Episode 16: Maine Brewshed Alliance, April 16, 2019: Great beer needs clean water, and NRCM is collaborating with breweries throughout the state to protect Maine’s waters through education and advocacy. In this episode, you’ll hear about our newly-launched Maine Brewshed Alliance from NRCM Federal Outreach Coordinator Kristin Jackson and three brewers who are part of the alliance: Christie Mahaffey (Foundation), Abe Furth (Orono Brewing), and Dan Kleban (Maine Beer Company).
Episode 15: Staff Scientist Nick Bennett on LD 640, March 19, 2019 NRCM supports LD 640. This bill would require the Maine Department of Environmental Protection to pursue an independent investigation of Central Maine Power’s claims that its proposed power line would reduce greenhouse gas emissions. On March 15, 2019, NRCM’s Staff Scientist, Nick Bennett, delivered testimony in support of the bill in front of the Committee on Environment and Natural Resources. This episode features Nick’s testimony. (Note: When Nick refers to the Sea Brook nuclear power plant, he meant to say the Pilgrim plant.)

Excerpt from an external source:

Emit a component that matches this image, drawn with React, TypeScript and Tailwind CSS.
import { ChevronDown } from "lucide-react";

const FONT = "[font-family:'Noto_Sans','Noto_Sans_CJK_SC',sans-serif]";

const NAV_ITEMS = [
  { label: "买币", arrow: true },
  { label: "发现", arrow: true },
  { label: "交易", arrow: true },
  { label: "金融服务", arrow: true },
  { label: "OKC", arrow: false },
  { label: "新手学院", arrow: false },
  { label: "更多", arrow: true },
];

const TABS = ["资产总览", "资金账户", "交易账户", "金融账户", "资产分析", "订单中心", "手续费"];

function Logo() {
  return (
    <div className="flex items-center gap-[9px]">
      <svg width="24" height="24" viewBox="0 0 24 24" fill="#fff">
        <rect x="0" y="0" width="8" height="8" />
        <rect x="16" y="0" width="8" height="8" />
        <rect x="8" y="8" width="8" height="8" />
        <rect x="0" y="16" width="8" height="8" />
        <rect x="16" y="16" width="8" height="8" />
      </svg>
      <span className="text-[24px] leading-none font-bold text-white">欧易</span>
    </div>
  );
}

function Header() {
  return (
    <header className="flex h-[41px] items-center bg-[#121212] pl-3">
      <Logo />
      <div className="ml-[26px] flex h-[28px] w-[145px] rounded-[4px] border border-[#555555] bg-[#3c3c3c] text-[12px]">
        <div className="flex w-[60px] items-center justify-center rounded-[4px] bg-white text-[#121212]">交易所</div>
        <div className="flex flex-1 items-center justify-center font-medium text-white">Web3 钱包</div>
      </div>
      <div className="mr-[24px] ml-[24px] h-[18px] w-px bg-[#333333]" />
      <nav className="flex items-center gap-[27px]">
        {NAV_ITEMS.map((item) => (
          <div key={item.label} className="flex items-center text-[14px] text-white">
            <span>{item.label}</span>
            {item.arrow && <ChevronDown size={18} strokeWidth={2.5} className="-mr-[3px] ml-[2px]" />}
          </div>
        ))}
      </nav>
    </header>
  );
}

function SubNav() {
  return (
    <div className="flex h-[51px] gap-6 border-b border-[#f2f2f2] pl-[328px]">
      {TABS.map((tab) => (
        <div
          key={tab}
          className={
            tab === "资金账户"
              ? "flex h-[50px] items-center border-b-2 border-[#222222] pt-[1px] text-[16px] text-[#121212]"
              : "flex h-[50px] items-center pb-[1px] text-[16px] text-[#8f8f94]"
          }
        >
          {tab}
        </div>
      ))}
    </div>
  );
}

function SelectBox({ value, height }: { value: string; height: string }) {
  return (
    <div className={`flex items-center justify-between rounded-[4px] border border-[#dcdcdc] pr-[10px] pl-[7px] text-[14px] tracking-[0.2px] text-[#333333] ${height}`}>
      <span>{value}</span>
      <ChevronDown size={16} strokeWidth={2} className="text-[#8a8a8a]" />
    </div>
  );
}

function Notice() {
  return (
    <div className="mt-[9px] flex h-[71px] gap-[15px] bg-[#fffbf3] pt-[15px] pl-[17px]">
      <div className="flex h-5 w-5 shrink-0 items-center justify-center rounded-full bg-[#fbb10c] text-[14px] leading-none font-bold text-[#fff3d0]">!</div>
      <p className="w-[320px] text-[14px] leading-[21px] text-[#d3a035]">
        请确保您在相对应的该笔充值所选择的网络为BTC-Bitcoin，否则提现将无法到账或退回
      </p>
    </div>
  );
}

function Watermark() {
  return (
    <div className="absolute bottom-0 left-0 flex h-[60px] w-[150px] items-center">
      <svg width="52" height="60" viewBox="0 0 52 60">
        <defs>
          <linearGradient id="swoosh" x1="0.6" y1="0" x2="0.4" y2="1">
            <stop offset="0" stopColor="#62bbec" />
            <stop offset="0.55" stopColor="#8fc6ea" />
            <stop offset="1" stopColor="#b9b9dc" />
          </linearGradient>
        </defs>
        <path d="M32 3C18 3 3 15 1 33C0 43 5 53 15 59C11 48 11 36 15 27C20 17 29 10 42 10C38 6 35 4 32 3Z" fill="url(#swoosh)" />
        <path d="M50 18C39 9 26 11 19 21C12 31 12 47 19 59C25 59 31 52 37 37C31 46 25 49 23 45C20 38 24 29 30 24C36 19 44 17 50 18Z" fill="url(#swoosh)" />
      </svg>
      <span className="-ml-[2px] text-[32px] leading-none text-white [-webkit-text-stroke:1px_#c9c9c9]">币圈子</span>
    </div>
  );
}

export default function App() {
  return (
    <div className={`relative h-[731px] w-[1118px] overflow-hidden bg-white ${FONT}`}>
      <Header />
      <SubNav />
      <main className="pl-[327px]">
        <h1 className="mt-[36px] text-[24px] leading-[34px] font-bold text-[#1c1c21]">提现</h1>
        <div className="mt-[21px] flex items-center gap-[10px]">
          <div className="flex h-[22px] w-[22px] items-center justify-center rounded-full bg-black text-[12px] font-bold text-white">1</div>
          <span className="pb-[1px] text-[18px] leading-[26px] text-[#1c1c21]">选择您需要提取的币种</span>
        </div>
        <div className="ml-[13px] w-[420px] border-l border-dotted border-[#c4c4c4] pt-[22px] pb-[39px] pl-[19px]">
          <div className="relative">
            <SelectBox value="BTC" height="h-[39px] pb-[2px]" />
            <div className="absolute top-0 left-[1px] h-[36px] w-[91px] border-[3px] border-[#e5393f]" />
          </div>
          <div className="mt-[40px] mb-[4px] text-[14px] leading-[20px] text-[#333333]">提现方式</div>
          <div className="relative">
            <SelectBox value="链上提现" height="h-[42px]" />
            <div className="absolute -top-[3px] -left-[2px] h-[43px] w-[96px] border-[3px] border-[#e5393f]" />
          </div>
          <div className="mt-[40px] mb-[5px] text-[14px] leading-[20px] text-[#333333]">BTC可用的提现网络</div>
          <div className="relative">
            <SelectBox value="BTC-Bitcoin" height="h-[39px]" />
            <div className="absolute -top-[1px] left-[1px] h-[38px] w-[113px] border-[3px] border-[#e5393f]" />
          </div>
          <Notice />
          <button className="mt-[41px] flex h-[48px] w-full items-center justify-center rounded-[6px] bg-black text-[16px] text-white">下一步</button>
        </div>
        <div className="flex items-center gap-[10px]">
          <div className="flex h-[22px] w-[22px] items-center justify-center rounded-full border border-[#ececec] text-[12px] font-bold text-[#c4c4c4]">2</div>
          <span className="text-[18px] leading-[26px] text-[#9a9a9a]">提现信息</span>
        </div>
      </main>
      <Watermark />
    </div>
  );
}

Three-part Series on Land for Maine's Future
The Maine Land Conservation Task Force recently released a report with recommendations to guide the future of land conservation in Maine. The group recommended a $95 million investment in bond funding to support the Land for Maine’s Future program and address the maintenance backlog in Maine’s State Parks. In this three-part series, NRCM hears from Task Force co-chair, Tim Glidden, and Task Force members, Senator Cathy Breen and Representative Pat Corey, about their experiences serving on the Task Force and the reasons they support Land for Maine’s Future.
Episode 14: Representative Pat Corey, LMF Part Three, March 12, 2019 Rep. Pat Corey (R-Windham) served on the Maine Land Conservation Task Force, and he is one of over a hundred co-sponsors of LD 911 to support LMF and Maine’s State Parks.

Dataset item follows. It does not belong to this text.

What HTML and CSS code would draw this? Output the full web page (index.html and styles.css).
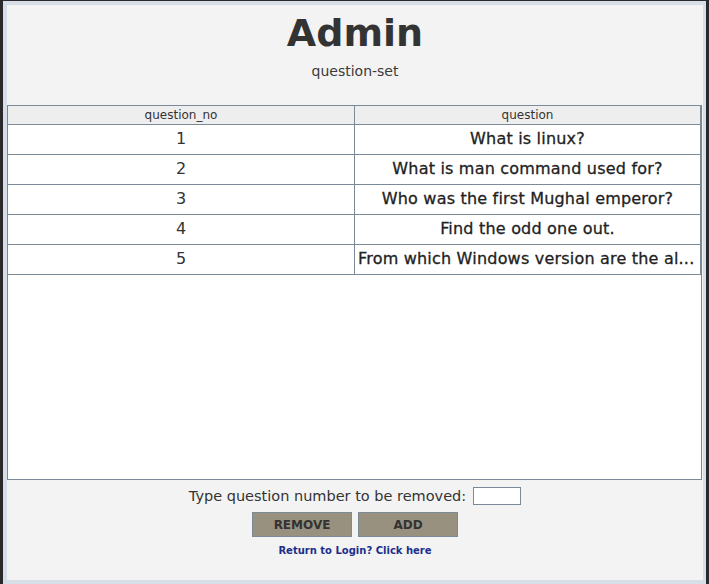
FILE: index.html
```html
<!DOCTYPE html>
<html>
<head>
<meta charset="utf-8">
<title>Admin</title>
<link rel="stylesheet" href="styles.css">
</head>
<body>
<div class="frame">
  <div class="content">
    <h1 class="title">Admin</h1>
    <p class="subtitle">question-set</p>
    <div class="scroll">
      <table class="grid">
        <colgroup><col class="col-no"><col class="col-q"></colgroup>
        <thead>
          <tr><th>question_no</th><th>question</th></tr>
        </thead>
        <tbody>
          <tr><td class="num">1</td><td class="q">What is linux?</td></tr>
          <tr><td class="num">2</td><td class="q">What is man command used for?</td></tr>
          <tr><td class="num">3</td><td class="q">Who was the first Mughal emperor?</td></tr>
          <tr><td class="num">4</td><td class="q">Find the odd one out.</td></tr>
          <tr><td class="num">5</td><td class="q q-cut">From which Windows version are the al...</td></tr>
        </tbody>
      </table>
    </div>
    <div class="remove-row">
      <label class="remove-label" for="qno">Type question number to be removed:</label>
      <input class="num-input" id="qno" type="text">
    </div>
    <div class="btn-row">
      <button class="btn">REMOVE</button>
      <button class="btn">ADD</button>
    </div>
    <a class="back-link" href="#">Return to Login? Click here</a>
  </div>
</div>
</body>
</html>
```
FILE: styles.css
```css
html, body {
  margin: 0;
  height: 100%;
}
body {
  background: #2a2a2d;
  font-family: "DejaVu Sans", sans-serif;
  color: #333333;
  overflow: hidden;
}
.frame {
  margin: 1px 3px 0 3px;
  width: 703px;
  height: 583px;
  box-sizing: border-box;
  padding: 4px 3px 4px 4px;
  background: #d7dee7;
}
.content {
  height: 575px;
  box-sizing: border-box;
  background: #f3f3f3;
  display: flex;
  flex-direction: column;
  align-items: center;
  padding-top: 6px;
}
.title {
  margin: 0;
  font-size: 38px;
  line-height: 44px;
  font-weight: bold;
  color: #333333;
}
.subtitle {
  margin: 8px 0 0;
  font-size: 14px;
  line-height: 17px;
  color: #3a3a3a;
}
.scroll {
  align-self: flex-start;
  margin-top: 25px;
  width: 695px;
  height: 375px;
  box-sizing: border-box;
  border: 1px solid #7b8a99;
  background: #ffffff;
}
.grid {
  width: 693px;
  table-layout: fixed;
  border-collapse: separate;
  border-spacing: 0;
}
.col-no { width: 347px; }
.grid th {
  height: 18px;
  padding: 0;
  line-height: 18px;
  font-size: 12px;
  font-weight: normal;
  background: #eeeeee;
  border-right: 1px solid #7b8a99;
  border-bottom: 1px solid #7b8a99;
  vertical-align: top;
  color: #333333;
}
.grid td {
  height: 27px;
  padding: 0 3px 2px;
  line-height: 27px;
  font-size: 16px;
  text-align: center;
  vertical-align: top;
  white-space: nowrap;
  overflow: hidden;
  border-right: 1px solid #7b8a99;
  border-bottom: 1px solid #7b8a99;
  color: #333333;
}
.grid td.q {
  letter-spacing: 0.2px;
  color: #222222;
  -webkit-text-stroke: 0.3px #222222;
}
.grid td.q-cut {
  text-align: left;
  padding-left: 3px;
}
.remove-row {
  margin-top: 7px;
  display: flex;
  align-items: center;
  gap: 7px;
}
.remove-label {
  font-size: 14.5px;
  line-height: 18px;
  color: #333333;
}
.num-input {
  width: 48px;
  height: 18px;
  box-sizing: border-box;
  margin: 0;
  padding: 0 2px;
  border: 1px solid #7b8a99;
  background: #ffffff;
  font-family: "DejaVu Sans", sans-serif;
  font-size: 12px;
}
.btn-row {
  margin-top: 7px;
  display: flex;
  gap: 6px;
}
.btn {
  width: 100px;
  height: 25px;
  margin: 0;
  padding: 0;
  box-sizing: border-box;
  background: #999180;
  border: 1px solid #7b8a99;
  font-family: "DejaVu Sans", sans-serif;
  font-size: 12px;
  font-weight: bold;
  color: #333333;
}
.back-link {
  margin-top: 8px;
  font-size: 10px;
  line-height: 12px;
  font-weight: bold;
  color: #1b2f8c;
  text-decoration: none;
}
```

Episode 11, February 15, 2019 Have you ever wondered what actually goes on at Maine’s State House? NRCM Advocacy Director Pete Didisheim has more than two decades of experience working at the Capitol to advocate for policies to protect Maine’s environment. In this episode, our host, Carly Peruccio, joins Pete for a visit to the State House. Pete deconstructs how the legislative process works and how citizens can shape state policies.
Episode 10, January 24, 2019 CMP wants to build a transmission line through Maine’s treasured North Woods. In this episode we’ll tell you why it’s bad for Maine’s environment and people. NRCM’s Clean Energy Staff Attorney Sue Ely walks you through our concerns, shares updates about the review process, and lets you know how to get involved.
Episode Nine, January 8, 2019: 2019 is a big year for the Natural Resources Council of Maine. This is our 60th anniversary! In this episode, NRCM CEO Lisa Pohlmann looks back on NRCM's key achievements from 60 years of advocacy, reflects on Augusta's current political climate, and shares her long-term goals for NRCM. Enjoy!
Episode Eight, December 20, 2018 Hear from NRCM staff members who have participated in our annual Polar Bear Dip & Dash over the past 10 years to find out why they do it, why they think YOU should do it, and hear their advice and memorable moments from past dips. You don't want to miss this event on New Year's Eve Day in Portland, Maine.
Episode Seven, December 19, 2018 After 28 years of outstanding service, NRCM’s media guru Judy Berk retires this week. She sat down with our podcast host Carly Peruccio to talk about her work and to share some memorable experiences during her time at the Natural Resources Council of Maine. Thank you, Judy, for all of you have done to protect the nature of Maine.
Episode Six, December 4, 2018 With Maine’s new legislators being sworn in tomorrow, NRCM Advocacy Director Pete Didisheim breaks down November’s election results and what they mean for the year ahead. You’ll also hear our take on what to watch for as we transition to the 129th Legislature and a new gubernatorial administration.
Episode Five, July 25, 2018 "Maine Environment with NRCM" podcast host Carly Peruccio speaks with Senior Advocacy Director Pete Didisheim. Pete reflects on the setbacks and successes of Maine’s 128th legislative session on environmental issues related to food waste, clean air, solar power, and more. He also looks ahead to the 2019 session.
Episode Four, July 2, 2018 Nate Gray of the Maine Department of Marine Resources describes the largest alewife run in the US at Benton Falls in central Maine. NRCM Advocacy Director Pete Didisheim shares the story of the Edwards Dam removal on the Kennebec River and how the work of NRCM and the Kennebec Coalition helped begin restoration of this fishery.
Episode Three, March 2, 2018 NRCM Climate and Clean Energy Project Director Dylan Voorhees and Outreach Coordinator Sophie Janeway give an update and information about how you can take action on the solar bill currently being discussed in the Maine Legislature. The bill passed the Maine Senate by an overwhelming margin on March 1 and will go to the House for a vote next.
Episode Two, February 8, 2018 features NRCM Senior Advocacy Director Pete Didisheim talking about the current environmental issues facing Maine in both Augusta and Washington, DC. Pete is joined by NRCM Forests and Wildlife Outreach Coordinator Carly Peruccio.
Episode One, January 25, 2018 features NRCM Senior Advocacy Director Pete Didisheim providing the scoop on actions at the State House, while Federal Project Outreach Coordinator Kristin Jackson shares what’s happening with federal challenges that could have an impact on Maine.